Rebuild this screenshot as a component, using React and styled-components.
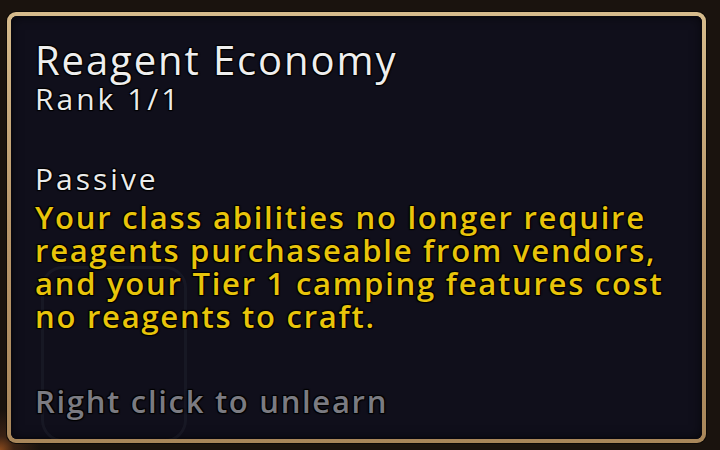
import React from "react";
import styled, { createGlobalStyle } from "styled-components";

const Global = createGlobalStyle`
  html, body { margin: 0; padding: 0; background: #1a130e; }
  body { width: 720px; height: 450px; overflow: hidden; }
`;

const Scene = styled.div`
  width: 720px;
  height: 450px;
  box-sizing: border-box;
  padding: 12px 14px 7px 7px;
  background: radial-gradient(circle at 0 450px, #8a4a1c 0, #3a2214 14px, #1a130e 40px);
`;

const Frame = styled.div`
  position: relative;
  width: 100%;
  height: 100%;
  box-sizing: border-box;
  border-radius: 9px;
  padding: 4px;
  background: linear-gradient(180deg, #d6bb8c 0%, #b9976a 50%, #a8865a 100%);
  box-shadow: 0 0 0 1px #0d0906;
`;

const Panel = styled.div`
  position: relative;
  height: 100%;
  box-sizing: border-box;
  border-radius: 6px;
  background: #100f1b;
  box-shadow: inset 0 0 0 2px #0a0910, inset 0 0 12px rgba(0,0,0,0.6);
  padding: 22px 20px 0 24px;
  display: flex;
  flex-direction: column;
  font-family: "Open Sans", "Noto Sans", sans-serif;
  text-shadow: 1px 1px 1px #000, -1px -1px 1px #000, 1px -1px 1px #000, -1px 1px 1px #000;
  overflow: hidden;
`;

const Ghost = styled.div`
  position: absolute;
  left: 30px;
  top: 250px;
  width: 140px;
  height: 170px;
  border-radius: 22px;
  border: 3px solid rgba(80, 84, 100, 0.13);
`;

const Title = styled.div`
  position: relative;
  color: #eeeeee;
  font-size: 40px;
  line-height: 44px;
  font-weight: 500;
  letter-spacing: 1.9px;
`;

const Sub = styled.div`
  position: relative;
  color: #ebebeb;
  font-size: 30px;
  line-height: 34px;
  font-weight: 500;
  letter-spacing: 3px;
  margin-top: ${(p) => p.$gap || 0}px;
`;

const Desc = styled.div`
  position: relative;
  color: #e8c40a;
  font-size: 31px;
  line-height: 33px;
  font-weight: 600;
  letter-spacing: 1.75px;
  margin-top: 5px;
`;

const Line = styled.div`
  white-space: nowrap;
`;

const Hint = styled.div`
  position: relative;
  color: #7b7b82;
  font-size: 31px;
  line-height: 34px;
  font-weight: 600;
  letter-spacing: 1.7px;
  margin-top: 51px;
`;

export default function App() {
  return (
    <>
      <Global />
      <Scene>
        <Frame>
          <Panel>
            <Ghost />
            <Title>Reagent Economy</Title>
            <Sub>Rank 1/1</Sub>
            <Sub $gap={46}>Passive</Sub>
            <Desc>
              <Line>Your class abilities no longer require</Line>
              <Line>reagents purchaseable from vendors,</Line>
              <Line>and your Tier 1 camping features cost</Line>
              <Line>no reagents to craft.</Line>
            </Desc>
            <Hint>Right click to unlearn</Hint>
          </Panel>
        </Frame>
      </Scene>
    </>
  );
}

■ ■ ■ ■ ■

#### Task directions
Reproduce the whole listing exactly, but not the images in it.

#### Solution to this problem
Rebuild this screenshot as a component, using React and styled-components.
import React from "react";
import styled, { createGlobalStyle } from "styled-components";

const Global = createGlobalStyle`
  html, body { margin: 0; padding: 0; background: #1a130e; }
  body { width: 720px; height: 450px; overflow: hidden; }
`;

const Scene = styled.div`
  width: 720px;
  height: 450px;
  box-sizing: border-box;
  padding: 12px 14px 7px 7px;
  background: radial-gradient(circle at 0 450px, #8a4a1c 0, #3a2214 14px, #1a130e 40px);
`;

const Frame = styled.div`
  position: relative;
  width: 100%;
  height: 100%;
  box-sizing: border-box;
  border-radius: 9px;
  padding: 4px;
  background: linear-gradient(180deg, #d6bb8c 0%, #b9976a 50%, #a8865a 100%);
  box-shadow: 0 0 0 1px #0d0906;
`;

const Panel = styled.div`
  position: relative;
  height: 100%;
  box-sizing: border-box;
  border-radius: 6px;
  background: #100f1b;
  box-shadow: inset 0 0 0 2px #0a0910, inset 0 0 12px rgba(0,0,0,0.6);
  padding: 22px 20px 0 24px;
  display: flex;
  flex-direction: column;
  font-family: "Open Sans", "Noto Sans", sans-serif;
  text-shadow: 1px 1px 1px #000, -1px -1px 1px #000, 1px -1px 1px #000, -1px 1px 1px #000;
  overflow: hidden;
`;

const Ghost = styled.div`
  position: absolute;
  left: 30px;
  top: 250px;
  width: 140px;
  height: 170px;
  border-radius: 22px;
  border: 3px solid rgba(80, 84, 100, 0.13);
`;

const Title = styled.div`
  position: relative;
  color: #eeeeee;
  font-size: 40px;
  line-height: 44px;
  font-weight: 500;
  letter-spacing: 1.9px;
`;

const Sub = styled.div`
  position: relative;
  color: #ebebeb;
  font-size: 30px;
  line-height: 34px;
  font-weight: 500;
  letter-spacing: 3px;
  margin-top: ${(p) => p.$gap || 0}px;
`;

const Desc = styled.div`
  position: relative;
  color: #e8c40a;
  font-size: 31px;
  line-height: 33px;
  font-weight: 600;
  letter-spacing: 1.75px;
  margin-top: 5px;
`;

const Line = styled.div`
  white-space: nowrap;
`;

const Hint = styled.div`
  position: relative;
  color: #7b7b82;
  font-size: 31px;
  line-height: 34px;
  font-weight: 600;
  letter-spacing: 1.7px;
  margin-top: 51px;
`;

export default function App() {
  return (
    <>
      <Global />
      <Scene>
        <Frame>
          <Panel>
            <Ghost />
            <Title>Reagent Economy</Title>
            <Sub>Rank 1/1</Sub>
            <Sub $gap={46}>Passive</Sub>
            <Desc>
              <Line>Your class abilities no longer require</Line>
              <Line>reagents purchaseable from vendors,</Line>
              <Line>and your Tier 1 camping features cost</Line>
              <Line>no reagents to craft.</Line>
            </Desc>
            <Hint>Right click to unlearn</Hint>
          </Panel>
        </Frame>
      </Scene>
    </>
  );
}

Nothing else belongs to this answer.